-- BEGIN DATA SHOWN --
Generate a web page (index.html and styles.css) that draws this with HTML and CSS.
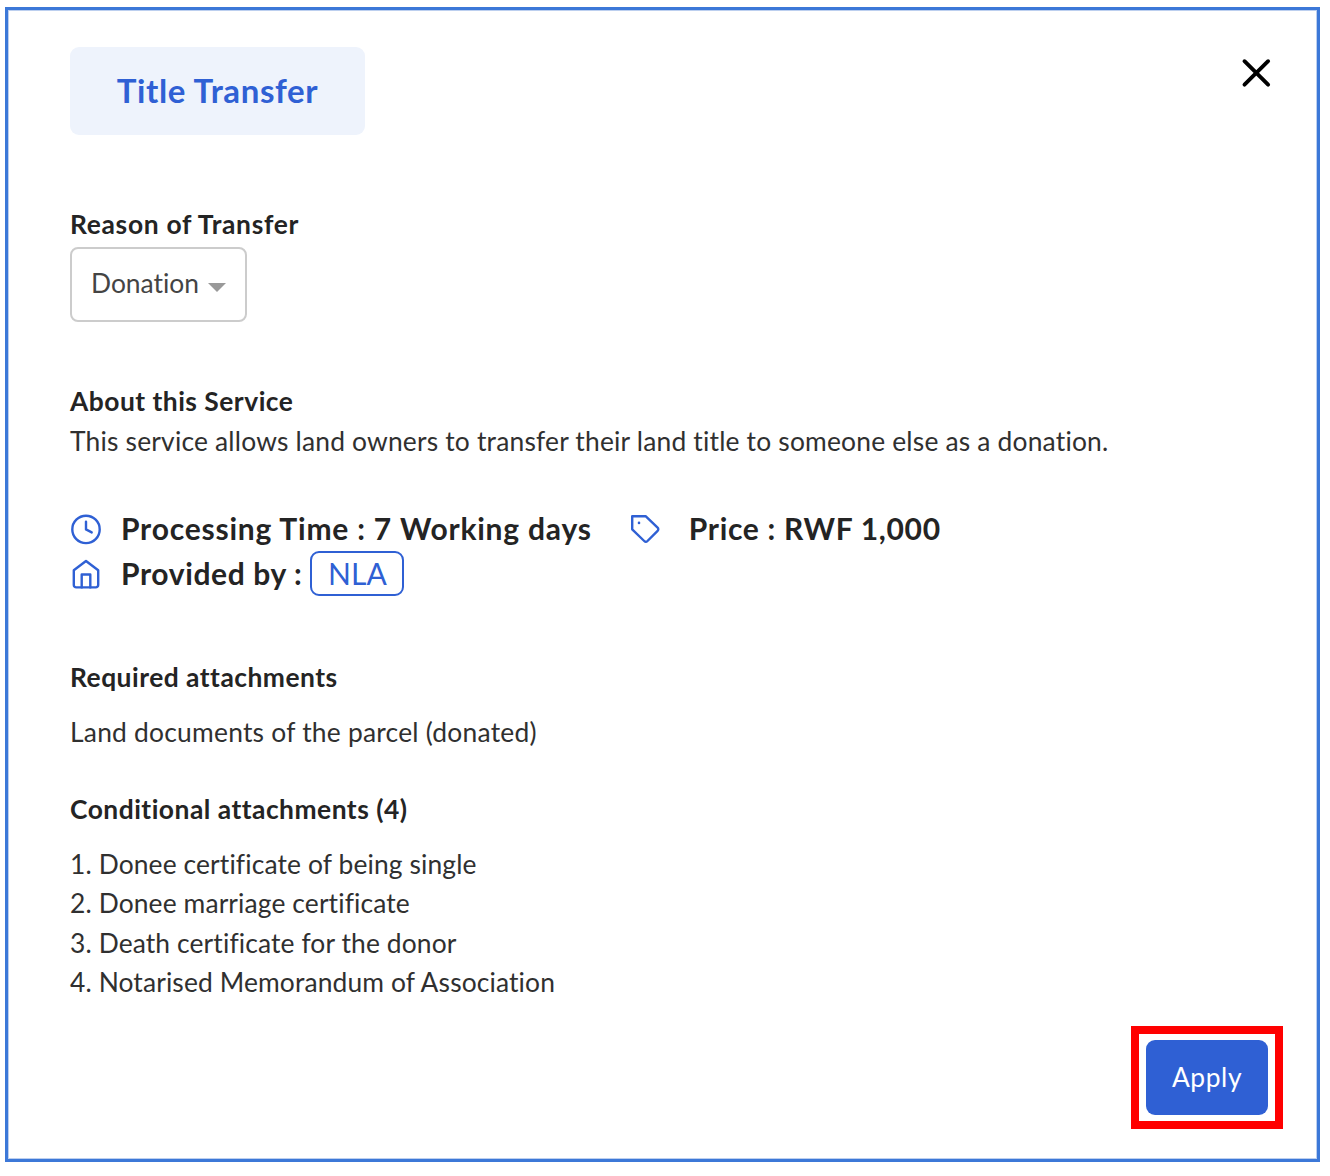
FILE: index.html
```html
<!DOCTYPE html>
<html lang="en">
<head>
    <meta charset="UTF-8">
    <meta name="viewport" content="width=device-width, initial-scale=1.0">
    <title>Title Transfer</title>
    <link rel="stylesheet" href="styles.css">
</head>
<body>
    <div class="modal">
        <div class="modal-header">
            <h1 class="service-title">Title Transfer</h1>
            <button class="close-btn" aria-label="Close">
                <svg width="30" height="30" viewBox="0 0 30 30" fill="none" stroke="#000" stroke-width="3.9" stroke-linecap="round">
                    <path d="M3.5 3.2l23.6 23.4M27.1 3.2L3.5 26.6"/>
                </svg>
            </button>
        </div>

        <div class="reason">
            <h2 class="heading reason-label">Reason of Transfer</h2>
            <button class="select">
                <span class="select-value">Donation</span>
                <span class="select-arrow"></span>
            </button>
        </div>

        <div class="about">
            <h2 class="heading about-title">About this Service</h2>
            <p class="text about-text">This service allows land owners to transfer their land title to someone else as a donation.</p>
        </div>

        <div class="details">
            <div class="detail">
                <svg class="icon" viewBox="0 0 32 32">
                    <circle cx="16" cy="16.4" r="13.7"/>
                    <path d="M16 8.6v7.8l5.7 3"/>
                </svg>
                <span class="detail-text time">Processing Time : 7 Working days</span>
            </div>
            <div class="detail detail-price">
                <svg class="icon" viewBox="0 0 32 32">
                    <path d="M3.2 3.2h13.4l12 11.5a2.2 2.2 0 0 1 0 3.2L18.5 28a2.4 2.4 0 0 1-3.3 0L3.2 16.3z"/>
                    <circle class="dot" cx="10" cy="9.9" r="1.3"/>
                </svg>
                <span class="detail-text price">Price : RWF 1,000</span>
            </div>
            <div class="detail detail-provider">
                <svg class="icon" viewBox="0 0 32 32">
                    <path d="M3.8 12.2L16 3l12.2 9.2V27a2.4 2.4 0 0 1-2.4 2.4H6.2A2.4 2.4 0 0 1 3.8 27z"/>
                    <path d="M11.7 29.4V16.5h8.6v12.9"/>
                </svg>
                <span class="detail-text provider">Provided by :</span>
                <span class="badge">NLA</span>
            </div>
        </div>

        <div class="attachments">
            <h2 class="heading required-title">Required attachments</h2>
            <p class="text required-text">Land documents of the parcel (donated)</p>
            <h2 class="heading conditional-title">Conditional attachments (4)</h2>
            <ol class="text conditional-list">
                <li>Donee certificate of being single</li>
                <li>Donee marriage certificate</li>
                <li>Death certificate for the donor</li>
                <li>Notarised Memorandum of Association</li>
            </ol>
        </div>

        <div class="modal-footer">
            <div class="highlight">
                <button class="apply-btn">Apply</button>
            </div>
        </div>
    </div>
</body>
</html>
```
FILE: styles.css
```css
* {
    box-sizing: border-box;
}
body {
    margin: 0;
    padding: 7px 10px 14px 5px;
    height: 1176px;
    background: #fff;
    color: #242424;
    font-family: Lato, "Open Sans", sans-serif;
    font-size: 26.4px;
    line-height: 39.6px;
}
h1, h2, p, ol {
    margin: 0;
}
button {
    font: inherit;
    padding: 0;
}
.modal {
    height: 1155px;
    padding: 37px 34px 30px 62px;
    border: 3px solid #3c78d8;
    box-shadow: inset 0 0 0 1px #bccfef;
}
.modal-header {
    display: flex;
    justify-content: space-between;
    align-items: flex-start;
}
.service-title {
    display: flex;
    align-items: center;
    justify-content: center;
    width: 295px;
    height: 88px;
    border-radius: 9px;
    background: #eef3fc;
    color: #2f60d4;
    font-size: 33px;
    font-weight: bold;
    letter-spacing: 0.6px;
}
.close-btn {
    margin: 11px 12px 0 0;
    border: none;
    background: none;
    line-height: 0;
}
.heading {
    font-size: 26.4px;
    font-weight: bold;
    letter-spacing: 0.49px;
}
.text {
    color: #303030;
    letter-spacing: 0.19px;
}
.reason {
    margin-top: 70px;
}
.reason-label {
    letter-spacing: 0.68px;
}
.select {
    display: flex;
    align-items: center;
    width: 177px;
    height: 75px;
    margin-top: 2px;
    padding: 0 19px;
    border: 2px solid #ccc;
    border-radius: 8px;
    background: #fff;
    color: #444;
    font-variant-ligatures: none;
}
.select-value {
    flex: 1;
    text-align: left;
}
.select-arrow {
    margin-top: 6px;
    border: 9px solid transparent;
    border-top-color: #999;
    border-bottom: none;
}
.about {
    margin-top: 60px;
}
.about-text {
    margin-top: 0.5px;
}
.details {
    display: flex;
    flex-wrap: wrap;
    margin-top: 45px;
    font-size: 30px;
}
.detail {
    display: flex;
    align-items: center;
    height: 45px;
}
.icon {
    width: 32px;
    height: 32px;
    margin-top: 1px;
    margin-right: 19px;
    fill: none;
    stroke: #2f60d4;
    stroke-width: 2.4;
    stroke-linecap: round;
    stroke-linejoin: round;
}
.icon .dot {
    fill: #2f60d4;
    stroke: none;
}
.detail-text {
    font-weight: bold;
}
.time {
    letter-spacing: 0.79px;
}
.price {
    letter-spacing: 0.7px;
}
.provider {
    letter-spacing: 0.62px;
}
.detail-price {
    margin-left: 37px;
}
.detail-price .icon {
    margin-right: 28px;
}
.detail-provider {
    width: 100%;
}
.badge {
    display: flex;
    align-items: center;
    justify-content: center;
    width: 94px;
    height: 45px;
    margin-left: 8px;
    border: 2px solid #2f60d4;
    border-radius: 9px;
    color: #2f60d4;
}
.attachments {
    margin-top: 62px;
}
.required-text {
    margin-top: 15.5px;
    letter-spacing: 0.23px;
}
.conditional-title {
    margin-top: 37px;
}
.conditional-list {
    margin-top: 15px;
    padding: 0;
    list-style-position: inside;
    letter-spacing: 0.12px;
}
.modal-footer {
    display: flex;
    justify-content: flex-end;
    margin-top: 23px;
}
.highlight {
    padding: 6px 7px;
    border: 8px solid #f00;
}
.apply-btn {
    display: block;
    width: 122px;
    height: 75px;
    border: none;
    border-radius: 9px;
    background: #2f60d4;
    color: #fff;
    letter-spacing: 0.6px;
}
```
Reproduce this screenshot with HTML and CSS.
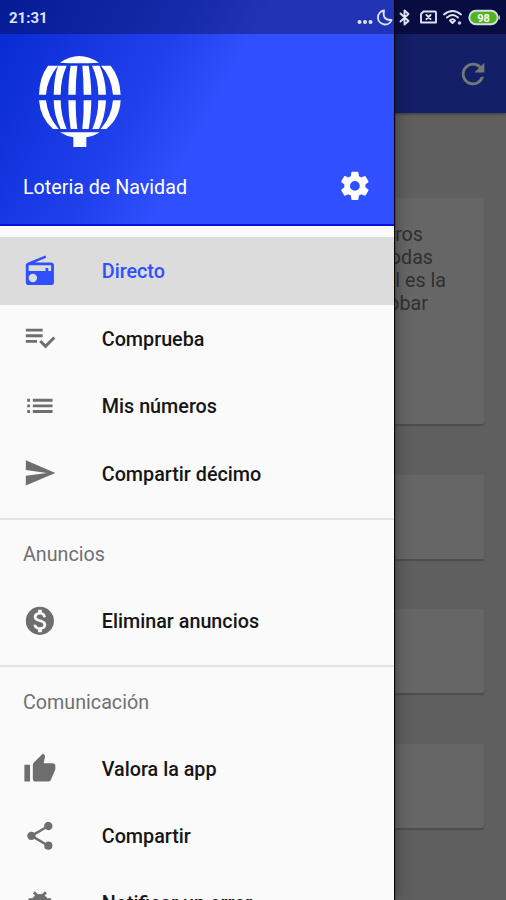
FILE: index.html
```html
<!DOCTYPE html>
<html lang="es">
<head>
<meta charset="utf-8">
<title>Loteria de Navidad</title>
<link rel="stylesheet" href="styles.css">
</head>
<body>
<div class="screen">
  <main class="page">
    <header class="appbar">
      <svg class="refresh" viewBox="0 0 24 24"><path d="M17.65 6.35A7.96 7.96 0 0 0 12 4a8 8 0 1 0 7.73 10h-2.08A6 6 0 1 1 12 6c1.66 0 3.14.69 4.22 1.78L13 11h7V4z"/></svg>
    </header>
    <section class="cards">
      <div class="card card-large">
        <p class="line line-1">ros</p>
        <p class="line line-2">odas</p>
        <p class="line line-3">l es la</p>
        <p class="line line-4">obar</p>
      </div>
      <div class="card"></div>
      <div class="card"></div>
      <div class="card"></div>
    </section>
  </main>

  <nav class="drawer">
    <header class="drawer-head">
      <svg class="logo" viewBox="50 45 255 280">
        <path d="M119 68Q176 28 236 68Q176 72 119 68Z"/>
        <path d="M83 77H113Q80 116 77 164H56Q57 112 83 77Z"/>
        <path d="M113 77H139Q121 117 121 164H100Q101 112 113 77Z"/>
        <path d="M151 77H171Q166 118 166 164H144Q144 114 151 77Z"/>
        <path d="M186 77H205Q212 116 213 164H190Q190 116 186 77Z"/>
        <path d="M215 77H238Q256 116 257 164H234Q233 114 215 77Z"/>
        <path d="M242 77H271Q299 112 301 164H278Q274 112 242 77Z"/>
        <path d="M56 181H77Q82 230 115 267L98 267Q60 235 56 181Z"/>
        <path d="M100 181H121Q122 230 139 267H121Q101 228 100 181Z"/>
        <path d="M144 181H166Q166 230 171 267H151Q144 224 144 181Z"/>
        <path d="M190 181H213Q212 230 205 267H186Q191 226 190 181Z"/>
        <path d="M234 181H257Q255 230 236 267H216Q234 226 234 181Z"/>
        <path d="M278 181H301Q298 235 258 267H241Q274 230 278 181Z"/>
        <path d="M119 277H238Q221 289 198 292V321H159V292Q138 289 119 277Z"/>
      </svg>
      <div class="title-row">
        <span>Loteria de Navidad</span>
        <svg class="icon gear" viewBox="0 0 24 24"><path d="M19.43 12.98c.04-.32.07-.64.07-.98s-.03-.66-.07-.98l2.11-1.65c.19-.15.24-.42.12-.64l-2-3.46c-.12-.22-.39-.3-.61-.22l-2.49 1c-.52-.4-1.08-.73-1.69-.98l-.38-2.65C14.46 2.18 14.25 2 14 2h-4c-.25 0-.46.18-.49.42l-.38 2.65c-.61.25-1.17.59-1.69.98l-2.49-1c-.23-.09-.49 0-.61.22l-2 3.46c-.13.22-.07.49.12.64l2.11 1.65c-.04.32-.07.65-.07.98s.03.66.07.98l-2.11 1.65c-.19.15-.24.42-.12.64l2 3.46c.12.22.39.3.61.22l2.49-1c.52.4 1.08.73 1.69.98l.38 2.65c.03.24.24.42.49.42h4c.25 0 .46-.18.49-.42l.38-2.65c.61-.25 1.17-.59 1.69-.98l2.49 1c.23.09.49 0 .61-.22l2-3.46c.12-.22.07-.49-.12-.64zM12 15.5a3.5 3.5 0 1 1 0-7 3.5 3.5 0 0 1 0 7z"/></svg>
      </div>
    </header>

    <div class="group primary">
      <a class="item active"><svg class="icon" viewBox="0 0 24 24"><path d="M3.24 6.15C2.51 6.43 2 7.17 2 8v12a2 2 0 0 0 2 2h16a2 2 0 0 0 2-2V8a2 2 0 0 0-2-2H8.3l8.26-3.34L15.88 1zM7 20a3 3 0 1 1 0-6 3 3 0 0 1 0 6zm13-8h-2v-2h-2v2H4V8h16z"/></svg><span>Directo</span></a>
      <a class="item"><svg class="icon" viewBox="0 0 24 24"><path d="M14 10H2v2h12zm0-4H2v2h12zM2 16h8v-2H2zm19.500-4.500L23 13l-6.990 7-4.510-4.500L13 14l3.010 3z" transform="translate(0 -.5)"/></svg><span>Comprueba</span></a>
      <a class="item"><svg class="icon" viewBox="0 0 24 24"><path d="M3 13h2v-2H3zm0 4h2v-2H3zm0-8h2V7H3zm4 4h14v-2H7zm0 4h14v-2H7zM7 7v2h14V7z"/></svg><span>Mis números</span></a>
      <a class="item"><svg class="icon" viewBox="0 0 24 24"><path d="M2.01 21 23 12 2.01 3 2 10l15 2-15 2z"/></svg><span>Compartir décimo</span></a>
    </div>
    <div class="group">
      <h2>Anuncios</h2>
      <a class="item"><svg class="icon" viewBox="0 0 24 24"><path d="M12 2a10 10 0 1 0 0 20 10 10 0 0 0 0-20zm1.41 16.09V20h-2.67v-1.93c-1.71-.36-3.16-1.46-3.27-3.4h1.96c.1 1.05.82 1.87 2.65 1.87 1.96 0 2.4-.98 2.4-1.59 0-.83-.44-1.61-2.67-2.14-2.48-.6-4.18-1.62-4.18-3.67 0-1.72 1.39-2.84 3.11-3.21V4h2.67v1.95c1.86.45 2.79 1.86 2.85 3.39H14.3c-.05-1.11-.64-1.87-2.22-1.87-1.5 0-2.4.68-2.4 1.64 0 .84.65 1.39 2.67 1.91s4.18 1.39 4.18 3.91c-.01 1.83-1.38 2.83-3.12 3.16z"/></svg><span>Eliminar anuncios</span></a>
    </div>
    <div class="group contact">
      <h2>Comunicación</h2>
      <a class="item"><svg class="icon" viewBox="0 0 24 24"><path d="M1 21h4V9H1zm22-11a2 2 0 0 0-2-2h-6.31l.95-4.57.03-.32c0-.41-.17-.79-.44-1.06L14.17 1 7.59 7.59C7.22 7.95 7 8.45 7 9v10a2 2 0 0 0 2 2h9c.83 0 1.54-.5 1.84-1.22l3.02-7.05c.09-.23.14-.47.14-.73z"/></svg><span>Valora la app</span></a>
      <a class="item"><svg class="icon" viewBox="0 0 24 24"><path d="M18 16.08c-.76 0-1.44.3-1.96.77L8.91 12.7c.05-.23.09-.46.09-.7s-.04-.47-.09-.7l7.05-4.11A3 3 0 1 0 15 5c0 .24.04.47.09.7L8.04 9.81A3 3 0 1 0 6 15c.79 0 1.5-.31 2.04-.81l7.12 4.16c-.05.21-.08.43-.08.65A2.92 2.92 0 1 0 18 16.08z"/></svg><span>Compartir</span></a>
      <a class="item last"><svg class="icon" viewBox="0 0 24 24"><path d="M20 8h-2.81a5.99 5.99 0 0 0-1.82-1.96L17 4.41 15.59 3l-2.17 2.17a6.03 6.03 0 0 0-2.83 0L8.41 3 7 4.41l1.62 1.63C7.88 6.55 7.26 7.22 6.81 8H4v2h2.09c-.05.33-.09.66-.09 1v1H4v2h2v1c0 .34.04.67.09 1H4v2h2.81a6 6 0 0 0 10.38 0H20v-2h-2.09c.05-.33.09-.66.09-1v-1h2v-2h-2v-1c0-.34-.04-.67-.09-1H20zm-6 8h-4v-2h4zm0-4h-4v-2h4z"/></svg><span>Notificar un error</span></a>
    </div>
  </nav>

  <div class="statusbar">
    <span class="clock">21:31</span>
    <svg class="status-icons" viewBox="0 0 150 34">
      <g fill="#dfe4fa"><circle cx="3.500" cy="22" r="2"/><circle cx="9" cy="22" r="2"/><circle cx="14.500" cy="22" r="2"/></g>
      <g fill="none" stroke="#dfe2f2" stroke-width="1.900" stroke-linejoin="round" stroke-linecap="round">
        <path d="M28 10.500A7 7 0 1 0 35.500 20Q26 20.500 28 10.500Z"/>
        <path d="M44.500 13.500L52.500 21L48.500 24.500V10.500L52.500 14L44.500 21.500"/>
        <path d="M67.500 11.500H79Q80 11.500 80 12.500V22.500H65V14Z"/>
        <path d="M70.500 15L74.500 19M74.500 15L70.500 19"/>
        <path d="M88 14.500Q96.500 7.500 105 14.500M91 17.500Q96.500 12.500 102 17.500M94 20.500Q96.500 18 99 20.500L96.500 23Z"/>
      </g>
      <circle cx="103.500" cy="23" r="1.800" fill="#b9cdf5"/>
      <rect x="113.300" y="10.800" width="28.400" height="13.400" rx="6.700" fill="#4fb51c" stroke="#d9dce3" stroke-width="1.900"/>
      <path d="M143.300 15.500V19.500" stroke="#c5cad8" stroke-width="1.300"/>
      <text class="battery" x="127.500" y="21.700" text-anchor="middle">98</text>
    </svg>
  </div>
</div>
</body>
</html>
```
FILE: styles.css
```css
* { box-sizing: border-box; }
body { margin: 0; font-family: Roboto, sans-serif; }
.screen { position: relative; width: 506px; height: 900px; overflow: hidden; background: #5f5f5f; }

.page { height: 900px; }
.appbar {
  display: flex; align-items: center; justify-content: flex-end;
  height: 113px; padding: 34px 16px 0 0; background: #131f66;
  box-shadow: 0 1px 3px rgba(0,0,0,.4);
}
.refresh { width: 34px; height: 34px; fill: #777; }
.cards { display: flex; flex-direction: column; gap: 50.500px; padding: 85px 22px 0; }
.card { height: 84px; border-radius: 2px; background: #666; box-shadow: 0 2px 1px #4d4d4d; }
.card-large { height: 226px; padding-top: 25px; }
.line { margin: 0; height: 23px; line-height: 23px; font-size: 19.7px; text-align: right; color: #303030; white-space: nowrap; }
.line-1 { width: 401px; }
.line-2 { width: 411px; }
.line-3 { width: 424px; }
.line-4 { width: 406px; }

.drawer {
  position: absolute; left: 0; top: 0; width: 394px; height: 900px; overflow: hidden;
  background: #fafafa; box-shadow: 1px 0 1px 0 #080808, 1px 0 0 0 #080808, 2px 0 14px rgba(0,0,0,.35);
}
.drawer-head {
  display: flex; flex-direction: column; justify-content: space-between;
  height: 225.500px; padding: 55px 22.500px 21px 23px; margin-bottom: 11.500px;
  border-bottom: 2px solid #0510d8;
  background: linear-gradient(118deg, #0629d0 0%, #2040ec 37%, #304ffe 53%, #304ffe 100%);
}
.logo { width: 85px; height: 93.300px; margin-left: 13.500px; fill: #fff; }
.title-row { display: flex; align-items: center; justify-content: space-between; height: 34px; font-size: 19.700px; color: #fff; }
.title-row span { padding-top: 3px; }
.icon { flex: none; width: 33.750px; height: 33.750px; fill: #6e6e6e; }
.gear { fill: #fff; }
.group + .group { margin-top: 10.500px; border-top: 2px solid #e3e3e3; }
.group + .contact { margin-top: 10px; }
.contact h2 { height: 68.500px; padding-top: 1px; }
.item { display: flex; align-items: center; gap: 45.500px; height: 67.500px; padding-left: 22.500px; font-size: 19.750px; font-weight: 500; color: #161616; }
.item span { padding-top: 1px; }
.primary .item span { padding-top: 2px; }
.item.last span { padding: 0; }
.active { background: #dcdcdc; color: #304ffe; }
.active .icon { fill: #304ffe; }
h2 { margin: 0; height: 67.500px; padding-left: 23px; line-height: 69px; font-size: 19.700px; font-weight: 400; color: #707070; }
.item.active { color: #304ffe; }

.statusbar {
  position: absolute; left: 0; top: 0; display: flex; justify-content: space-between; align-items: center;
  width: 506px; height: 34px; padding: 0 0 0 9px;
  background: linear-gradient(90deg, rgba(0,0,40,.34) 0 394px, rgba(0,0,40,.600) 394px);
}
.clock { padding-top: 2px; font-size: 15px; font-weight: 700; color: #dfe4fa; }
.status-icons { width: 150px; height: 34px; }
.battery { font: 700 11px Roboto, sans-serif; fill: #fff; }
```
-- END DATA SHOWN --
WHAT THE TASK REQUIRES
Using the listing above, show each line holding the string "with".

RESULT BELOW
Generate a web page (index.html and styles.css) that draws this with HTML and CSS.
Reproduce this screenshot with HTML and CSS.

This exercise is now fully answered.